Expand Access to Emergency Contraception
There has been a lot of focus in the media recently about the “war on women” and conservatives’ attempts to limit women’s access to reproductive health care, birth control, and abortions, often through legislative means that cut funding or restrict access. Though controversy regarding these new measures has been widespread, an issue has simultaneously arisen regarding extant laws that allow women to purchase Plan B, the morning-after pill. According to a recent study, nearly one in five pharmacies has informed a 17-year-old girl that she cannot buy Plan B due to her age, though the law states that women ages 17 and older may purchase the medication over the counter without a prescription. Instead of allowing individuals to misinterpret or ignore the law and deny Plan B to women, we should be enforcing and even expanding these laws to include all women of reproductive age.
In the Boston University study of 943 drugstores in five major U.S. cities, 43 percent of pharmacy employees answered incorrectly when asked what the Plan B age requirement was when the caller identified herself as a 17-year-old, versus 39 percent when the caller claimed to be a doctor calling on behalf of a patient. Teenagers were also twice as likely to be put on hold and were less likely to speak to a pharmacist instead of a lower-level pharmacy employee. These barriers to access are particularly alarming because Plan B is most effective within 24 hours of unprotected sex, and its effectiveness falls with time—in fact, “the odds of getting pregnant rise by about 50% every 12 hours after the event.” Being denied the pill by pharmacies can lengthen the time it takes young women to acquire the pill, or even discourage them from purchasing it all together.

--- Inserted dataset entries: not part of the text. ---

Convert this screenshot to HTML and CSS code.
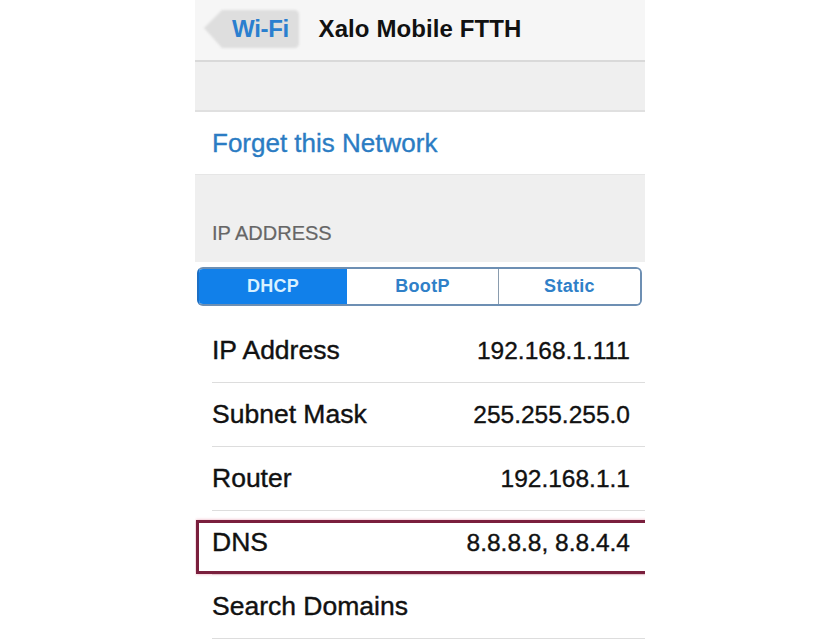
FILE: index.html
```html
<!DOCTYPE html>
<html lang="en">
<head>
<meta charset="utf-8">
<title>Xalo Mobile FTTH</title>
<link rel="stylesheet" href="styles.css">
</head>
<body>
<div class="screen">
  <header class="nav">
    <a class="back">
      <svg class="back-shape" width="100" height="42" viewBox="0 0 100 42" aria-hidden="true">
        <path d="M2 20 L20 2 L92 2 Q97 2 97 7 L97 35 Q97 40 92 40 L20 40 Z" fill="#dedede"/>
      </svg>
      <span class="back-label">Wi-Fi</span>
    </a>
    <h1 class="title">Xalo Mobile FTTH</h1>
  </header>
  <div class="spacer"></div>
  <div class="cell-action">Forget this Network</div>
  <div class="section-header">IP ADDRESS</div>
  <div class="segmented">
    <div class="seg active">DHCP</div>
    <div class="seg">BootP</div>
    <div class="seg">Static</div>
  </div>
  <ul class="rows">
    <li class="row"><span class="label">IP Address</span><span class="value">192.168.1.111</span></li>
    <li class="row"><span class="label">Subnet Mask</span><span class="value">255.255.255.0</span></li>
    <li class="row"><span class="label">Router</span><span class="value">192.168.1.1</span></li>
    <li class="row highlight"><span class="label">DNS</span><span class="value">8.8.8.8, 8.8.4.4</span></li>
    <li class="row"><span class="label">Search Domains</span><span class="value"></span></li>
  </ul>
</div>
</body>
</html>
```

FILE: styles.css
```css
* { box-sizing: border-box; }
html, body {
  margin: 0;
  padding: 0;
  background: #ffffff;
}
body {
  font-family: "Liberation Sans", Arial, sans-serif;
  display: flex;
  justify-content: center;
}
.screen {
  width: 450px;
  height: 639px;
  overflow: hidden;
  background: #ffffff;
  display: flex;
  flex-direction: column;
}
.nav {
  position: relative;
  height: 62px;
  flex: none;
  background: #f6f6f6;
  border-bottom: 2px solid #d9d9d9;
  display: flex;
  align-items: center;
  justify-content: center;
}
.back {
  position: absolute;
  left: 7px;
  top: 8px;
  width: 100px;
  height: 42px;
  display: flex;
  align-items: center;
}
.back-shape {
  position: absolute;
  left: 0;
  top: 0;
  filter: blur(1px);
}
.back-label {
  position: relative;
  margin-left: 30px;
  font-size: 24px;
  font-weight: bold;
  color: #2a7fcf;
  letter-spacing: -0.3px;
}
.title {
  margin: 0 0 2px;
  font-size: 24px;
  font-weight: bold;
  color: #111111;
  letter-spacing: 0.1px;
}
.spacer {
  height: 50px;
  flex: none;
  background: #efefef;
  border-bottom: 2px solid #e0e0e0;
}
.cell-action {
  height: 62px;
  flex: none;
  padding-left: 17px;
  display: flex;
  align-items: center;
  font-size: 26px;
  color: #2b7cc3;
  background: #ffffff;
  -webkit-text-stroke: 0.35px #2b7cc3;
}
.section-header {
  height: 88px;
  flex: none;
  background: #efefef;
  border-top: 1px solid #e6e6e6;
  padding: 0 0 17px 17px;
  display: flex;
  align-items: flex-end;
  font-size: 20px;
  line-height: 24px;
  color: #666666;
  -webkit-text-stroke: 0.2px #666666;
}
.segmented {
  flex: none;
  margin: 5px 3px 13px 2px;
  height: 39px;
  border: 2px solid #6d8fb3;
  border-left-color: #1c6fc4;
  border-radius: 6px;
  overflow: hidden;
  display: grid;
  grid-template-columns: 148px 151px 1fr;
}
.seg {
  display: flex;
  align-items: center;
  justify-content: center;
  font-size: 18px;
  font-weight: bold;
  color: #2f80c8;
  background: #ffffff;
  letter-spacing: 0.3px;
}
.seg + .seg {
  border-left: 1px solid #8a9cae;
}
.seg.active {
  background: #1180ea;
  color: #d9f1ff;
}
.seg.active + .seg {
  border-left: none;
}
.rows {
  list-style: none;
  margin: 0;
  padding: 0;
}
.row {
  position: relative;
  height: 64px;
  margin-left: 17px;
  padding-right: 15px;
  border-bottom: 1px solid #dddddd;
  display: flex;
  align-items: center;
  justify-content: space-between;
}
.label {
  font-size: 26.5px;
  color: #111111;
  -webkit-text-stroke: 0.4px #111111;
}
.value {
  font-size: 24.5px;
  color: #111111;
  -webkit-text-stroke: 0.35px #111111;
}
.highlight::before {
  content: "";
  position: absolute;
  left: -16px;
  right: -20px;
  top: 9px;
  bottom: 0;
  border: 3px solid #7a1f3d;
  box-shadow: 0 0 3px #eaa6b8;
  pointer-events: none;
}
```
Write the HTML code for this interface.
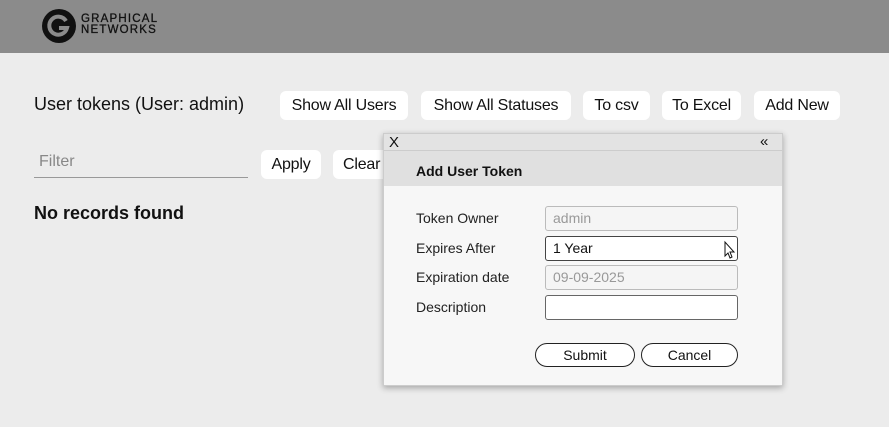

The very fact that the pill is behind the pharmacy counter can make accessing it in a timely manner difficult. Many pharmacies close on nights and weekends even when the drugstores that house them remain open, making it impossible for a woman who has a contraception failure on a Friday night to get the pill until Monday morning, when its effectiveness has decreased significantly. According to the Guttmacher Institute, in America about 750,000 women aged 15 to 19 become pregnant each year; 85 percent of these pregnancies are unplanned, and supporters of Plan B say that half of these could be prevented through the use of emergency contraceptives.
In Dec. 2011, the U.S. Food and Drug Administration, or FDA, approved a proposal that would make Plan B available over the counter to all females of child-bearing age, meaning that it could be stocked in the aisle of a drug store. However, Kathleen Sebelius, the Secretary of the U.S. Department of Health and Human Services, overruled the FDA under the auspices that “the data provided as part of the actual use study and the label comprehension study are not sufficient to support making Plan B One-Step available to all girls 16 and younger.” This statement contradicted studies by the manufacturer Teva Pharmaceutical Industries which were accepted by the FDA; these studies concluded that girls aged 11 to 17 could read the package well enough to safely use the drug. In addition, in the case of misuse, it is impossible to overdose on or abuse Plan B, which is made of the female hormone progestin. This contrasts with other medications available over the counter such as aspirin or ibuprofen, which “can lead to serious liver, kidney or gastrointestinal problems, or even death” in the event of an overdose.
In order to promote women’s access to reproductive care and to reduce the number of unplanned pregnancies each year, we must support and enforce laws that allow women access to emergency contraceptives. As long as individuals, be they the Secretary of Health and Human Services or random pharmacists, are allowed to override the recommendations of the FDA and the law, young American women will not be receiving the resources they need to make informed choices about their own health.